Polysorbate 20 (common commercial brand names include Kolliphor PS 20, Scattics, Alkest TW 20, Tween 20, and Kotilen-20) is a polysorbate-type nonionic surfactant formed by the ethoxylation of sorbitan monolaurate. Its stability and relative nontoxicity allows it to be used as a detergent and emulsifier in a number of domestic, scientific, and pharmacological applications. As the name implies, the ethoxylation process leaves the molecule with 20 repeat units of polyethylene glycol; in practice these are distributed across 4 different chains, leading to a commercial product containing a range of chemical species.

==Food applications==
Polysorbate 20 is used as a wetting agent in flavored mouth drops such as Ice Drops, helping to provide a spreading feeling to other ingredients like SD alcohol and mint flavor.

The World Health Organization has suggested acceptable daily intake limits of 0–25 mg of polyoxyethylene sorbitan esters per kg body weight.
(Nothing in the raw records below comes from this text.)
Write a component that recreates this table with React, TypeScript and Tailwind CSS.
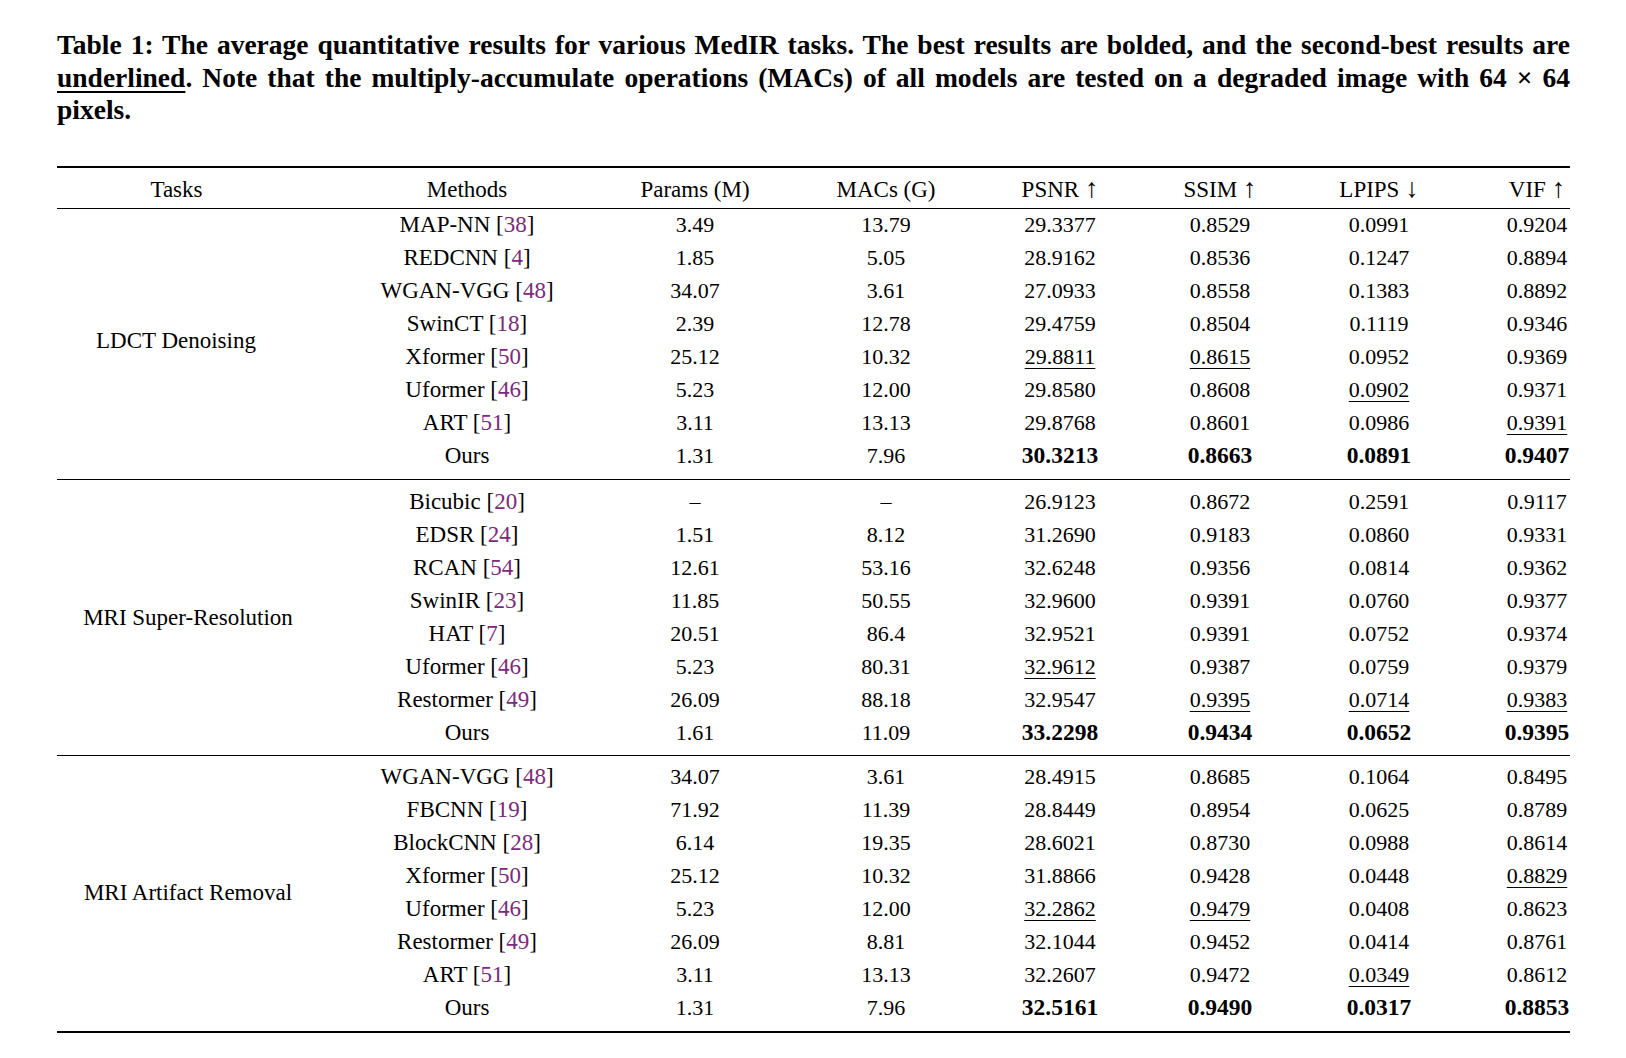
import React from "react";

type Row = { m: string; c?: string; v: string[] };
type Group = { task: string; shift: string; pad: string; rows: Row[] };

const groups: Group[] = [
  {
    task: "LDCT Denoising",
    shift: "pr-[12px]",
    pad: "pb-[6px]",
    rows: [
      { m: "MAP-NN", c: "38", v: ["3.49", "13.79", "29.3377", "0.8529", "0.0991", "0.9204"] },
      { m: "REDCNN", c: "4", v: ["1.85", "5.05", "28.9162", "0.8536", "0.1247", "0.8894"] },
      { m: "WGAN-VGG", c: "48", v: ["34.07", "3.61", "27.0933", "0.8558", "0.1383", "0.8892"] },
      { m: "SwinCT", c: "18", v: ["2.39", "12.78", "29.4759", "0.8504", "0.1119", "0.9346"] },
      { m: "Xformer", c: "50", v: ["25.12", "10.32", "_29.8811", "_0.8615", "0.0952", "0.9369"] },
      { m: "Uformer", c: "46", v: ["5.23", "12.00", "29.8580", "0.8608", "_0.0902", "0.9371"] },
      { m: "ART", c: "51", v: ["3.11", "13.13", "29.8768", "0.8601", "0.0986", "_0.9391"] },
      { m: "Ours", v: ["1.31", "7.96", "*30.3213", "*0.8663", "*0.0891", "*0.9407"] },
    ],
  },
  {
    task: "MRI Super-Resolution",
    shift: "pl-[12px]",
    pad: "pt-[6px] pb-[5px]",
    rows: [
      { m: "Bicubic", c: "20", v: ["–", "–", "26.9123", "0.8672", "0.2591", "0.9117"] },
      { m: "EDSR", c: "24", v: ["1.51", "8.12", "31.2690", "0.9183", "0.0860", "0.9331"] },
      { m: "RCAN", c: "54", v: ["12.61", "53.16", "32.6248", "0.9356", "0.0814", "0.9362"] },
      { m: "SwinIR", c: "23", v: ["11.85", "50.55", "32.9600", "0.9391", "0.0760", "0.9377"] },
      { m: "HAT", c: "7", v: ["20.51", "86.4", "32.9521", "0.9391", "0.0752", "0.9374"] },
      { m: "Uformer", c: "46", v: ["5.23", "80.31", "_32.9612", "0.9387", "0.0759", "0.9379"] },
      { m: "Restormer", c: "49", v: ["26.09", "88.18", "32.9547", "_0.9395", "_0.0714", "_0.9383"] },
      { m: "Ours", v: ["1.61", "11.09", "*33.2298", "*0.9434", "*0.0652", "*0.9395"] },
    ],
  },
  {
    task: "MRI Artifact Removal",
    shift: "pl-[12px]",
    pad: "pt-[5px] pb-[6px]",
    rows: [
      { m: "WGAN-VGG", c: "48", v: ["34.07", "3.61", "28.4915", "0.8685", "0.1064", "0.8495"] },
      { m: "FBCNN", c: "19", v: ["71.92", "11.39", "28.8449", "0.8954", "0.0625", "0.8789"] },
      { m: "BlockCNN", c: "28", v: ["6.14", "19.35", "28.6021", "0.8730", "0.0988", "0.8614"] },
      { m: "Xformer", c: "50", v: ["25.12", "10.32", "31.8866", "0.9428", "0.0448", "_0.8829"] },
      { m: "Uformer", c: "46", v: ["5.23", "12.00", "_32.2862", "_0.9479", "0.0408", "0.8623"] },
      { m: "Restormer", c: "49", v: ["26.09", "8.81", "32.1044", "0.9452", "0.0414", "0.8761"] },
      { m: "ART", c: "51", v: ["3.11", "13.13", "32.2607", "0.9472", "_0.0349", "0.8612"] },
      { m: "Ours", v: ["1.31", "7.96", "*32.5161", "*0.9490", "*0.0317", "*0.8853"] },
    ],
  },
];

// column widths & margins for columns 2..8 (column 1 is 250px)
const colCls = [
  "w-[280px] ml-[20px]",
  "w-[140px] ml-[18px]",
  "w-[140px] ml-[51px]",
  "w-[120px] ml-[44px]",
  "w-[120px] ml-[40px]",
  "w-[120px] ml-[39px]",
  "w-[66px] ml-[65px]",
];

function Val({ s }: { s: string }) {
  if (s.startsWith("_")) {
    return (
      <span className="text-[22px] underline decoration-1 underline-offset-[4px]">{s.slice(1)}</span>
    );
  }
  if (s.startsWith("*")) {
    return <span className="text-[23.5px] font-bold">{s.slice(1)}</span>;
  }
  return <span className="text-[22px]">{s}</span>;
}

function Cells({ cells }: { cells: React.ReactNode[] }) {
  return (
    <>
      {cells.map((c, i) => (
        <div key={i} className={`${colCls[i]} shrink-0 text-center whitespace-nowrap`}>
          {c}
        </div>
      ))}
    </>
  );
}

function Head({ t, a }: { t: string; a: string }) {
  return (
    <span>
      {t} <span className="text-[27px] leading-[0px] font-light">{a}</span>
    </span>
  );
}

export default function App() {
  return (
    <div
      className="w-[1626px] h-[1058px] bg-white text-black overflow-hidden"
      style={{ fontFamily: '"Liberation Serif", "Times New Roman", serif' }}
    >
      <div className="pl-[57px] w-[1570px]">
        {/* Caption */}
        <div className="pt-[29px] text-[27.5px] leading-[32.5px] font-bold">
          <div className="text-justify [text-align-last:justify]">
            Table 1: The average quantitative results for various MedIR tasks. The best results are bolded, and the second-best results are
          </div>
          <div className="text-justify [text-align-last:justify]">
            <span className="underline decoration-[1.5px] underline-offset-[4px]">underlined</span>. Note that the multiply-accumulate operations (MACs) of all models are tested on a degraded image with 64 × 64
          </div>
          <div>pixels.</div>
        </div>

        {/* Table */}
        <div className="mt-[39px] text-[23px] leading-[33px]">
          <div className="h-[2px] bg-black" />
          <div className="flex pt-[5px] h-[40px]">
            <div className="w-[250px] shrink-0 text-center pr-[11px]">Tasks</div>
            <Cells
              cells={[
                "Methods",
                "Params (M)",
                "MACs (G)",
                <Head key="p" t="PSNR" a="↑" />,
                <Head key="s" t="SSIM" a="↑" />,
                <Head key="l" t="LPIPS" a="↓" />,
                <Head key="v" t="VIF" a="↑" />,
              ]}
            />
          </div>
          <div className="h-[1px] bg-black" />
          {groups.map((g, gi) => (
            <React.Fragment key={gi}>
              <div className={`flex ${g.pad}`}>
                <div className={`w-[250px] shrink-0 flex items-center justify-center ${g.shift}`}>
                  {g.task}
                </div>
                <div className="flex flex-col">
                  {g.rows.map((r, ri) => (
                    <div key={ri} className="flex h-[33px] items-center pb-[2px]">
                      <Cells
                        cells={[
                          <span key="m">
                            {r.m}
                            {r.c && (
                              <>
                                {" "}[<span className="text-[#7a2a7c]">{r.c}</span>]
                              </>
                            )}
                          </span>,
                          ...r.v.map((s, i) => <Val key={i} s={s} />),
                        ]}
                      />
                    </div>
                  ))}
                </div>
              </div>
              <div className={gi === groups.length - 1 ? "h-[2px] bg-black" : "h-[1px] bg-black"} />
            </React.Fragment>
          ))}
        </div>
      </div>
    </div>
  );
}
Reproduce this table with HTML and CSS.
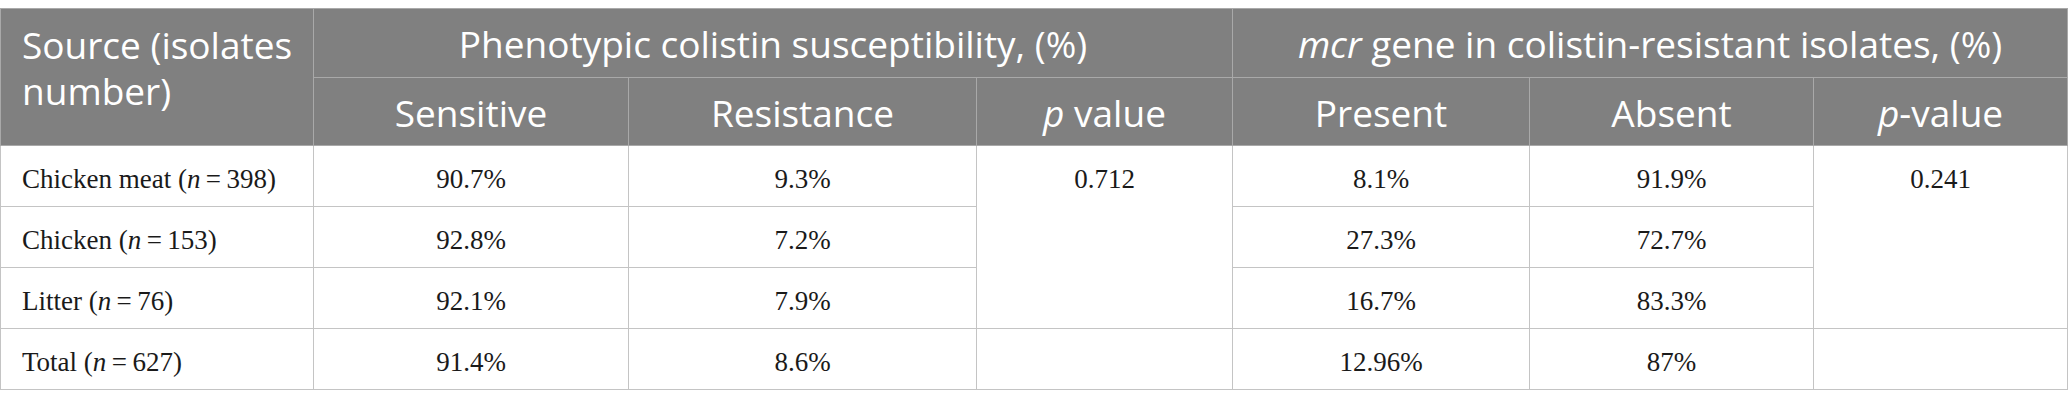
FILE: index.html
```html
<!DOCTYPE html>
<html lang="en">
<head>
<meta charset="utf-8">
<title>Colistin susceptibility table</title>
<link rel="stylesheet" href="styles.css">
</head>
<body>
<table class="data-table">
  <colgroup>
    <col class="c1"><col class="c2"><col class="c3"><col class="c4"><col class="c5"><col class="c6"><col class="c7">
  </colgroup>
  <thead>
    <tr class="hrow1">
      <th rowspan="2" class="hsource">Source (isolates number)</th>
      <th colspan="3">Phenotypic colistin susceptibility, (%)</th>
      <th colspan="3"><i>mcr</i> gene in colistin-resistant isolates, (%)</th>
    </tr>
    <tr class="hrow2">
      <th>Sensitive</th>
      <th>Resistance</th>
      <th><i>p</i> value</th>
      <th>Present</th>
      <th>Absent</th>
      <th><i>p</i>-value</th>
    </tr>
  </thead>
  <tbody>
    <tr class="brow">
      <td class="src">Chicken meat (<i>n</i>&#8201;=&#8201;398)</td>
      <td>90.7%</td>
      <td>9.3%</td>
      <td rowspan="3">0.712</td>
      <td>8.1%</td>
      <td>91.9%</td>
      <td rowspan="3">0.241</td>
    </tr>
    <tr class="brow">
      <td class="src">Chicken (<i>n</i>&#8201;=&#8201;153)</td>
      <td>92.8%</td>
      <td>7.2%</td>
      <td>27.3%</td>
      <td>72.7%</td>
    </tr>
    <tr class="brow">
      <td class="src">Litter (<i>n</i>&#8201;=&#8201;76)</td>
      <td>92.1%</td>
      <td>7.9%</td>
      <td>16.7%</td>
      <td>83.3%</td>
    </tr>
    <tr class="brow">
      <td class="src">Total (<i>n</i>&#8201;=&#8201;627)</td>
      <td>91.4%</td>
      <td>8.6%</td>
      <td></td>
      <td>12.96%</td>
      <td>87%</td>
      <td></td>
    </tr>
  </tbody>
</table>
</body>
</html>
```

FILE: styles.css
```css
html, body {
  margin: 0;
  padding: 0;
  background: #ffffff;
}
body {
  padding-top: 8px;
}
.data-table {
  border-collapse: collapse;
  table-layout: fixed;
  width: 2067px;
  border: 1px solid #c4c4c4;
}
.c1 { width: 313px; }
.c2 { width: 315px; }
.c3 { width: 348px; }
.c4 { width: 256px; }
.c5 { width: 297px; }
.c6 { width: 284px; }
.c7 { width: 254px; }

.data-table th {
  background: #808080;
  color: #ffffff;
  font-family: "Open Sans", "Noto Sans", sans-serif;
  font-weight: 400;
  font-size: 37px;
  line-height: 46px;
  text-align: center;
  vertical-align: middle;
  border: 1px solid #a9a9a9;
  padding: 2px 8px 0;
}
.hrow1 { height: 69px; }
.hrow2 { height: 68px; }
.data-table th.hsource {
  text-align: left;
  vertical-align: top;
  padding: 13px 6px 0 21px;
}
.data-table td {
  font-family: "Liberation Serif", "Times New Roman", serif;
  font-size: 27px;
  line-height: 32px;
  color: #1a1a1a;
  text-align: center;
  vertical-align: top;
  border: 1px solid #c4c4c4;
  padding: 17px 10px 0;
}
.brow { height: 61px; }
.data-table td.src {
  text-align: left;
  padding-left: 21px;
}
```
==Biotechnical applications==
In biological techniques and sciences, polysorbate 20 has a broad range of applications. For example, it is used:
- as a washing agent in immunoassays, such as Western blots and ELISAs. It helps to prevent non-specific antibody binding. In this major application, it is dissolved in Tris-buffered saline or phosphate buffered saline at dilutions of 0.05% to 0.5% v/v. These buffers are used for washes between each immunoreaction, to remove unbound immunologicals, and eventually for incubating solutions of immunoreagents (labeled antibodies) to reduce nonspecific background.
- to saturate binding sites on surfaces (i.e., to coat polystyrene microplates, generally combined with proteins such as BSA).
- to stabilize proteins purified protein derivative (PPD) solution used in skin testing for tuberculosis exposure
- as a solubilizing agent of membrane proteins
- for lysing mammalian cells, at a concentration of 0.05% to 0.5% v/v, generally combined with other detergents, salts and additives.

==Pharmaceutical applications==
Polysorbate 20 is used as an excipient in pharmaceutical applications to stabilize emulsions and suspensions.

==Industrial and domestic applications==

Polysorbate 20 is used in many brands of baby wipes.

Polysorbate 20 is used by philatelists to remove stamps from envelopes and to remove residues from stamps, without harming the stamp itself.

Polysorbate 20 is also used as wetting agent in rubber balers in the elastomer industry.

Polysorbate 20 has been used as a shape directing agent to synthesize spheroidal magnetite nanoassemblies.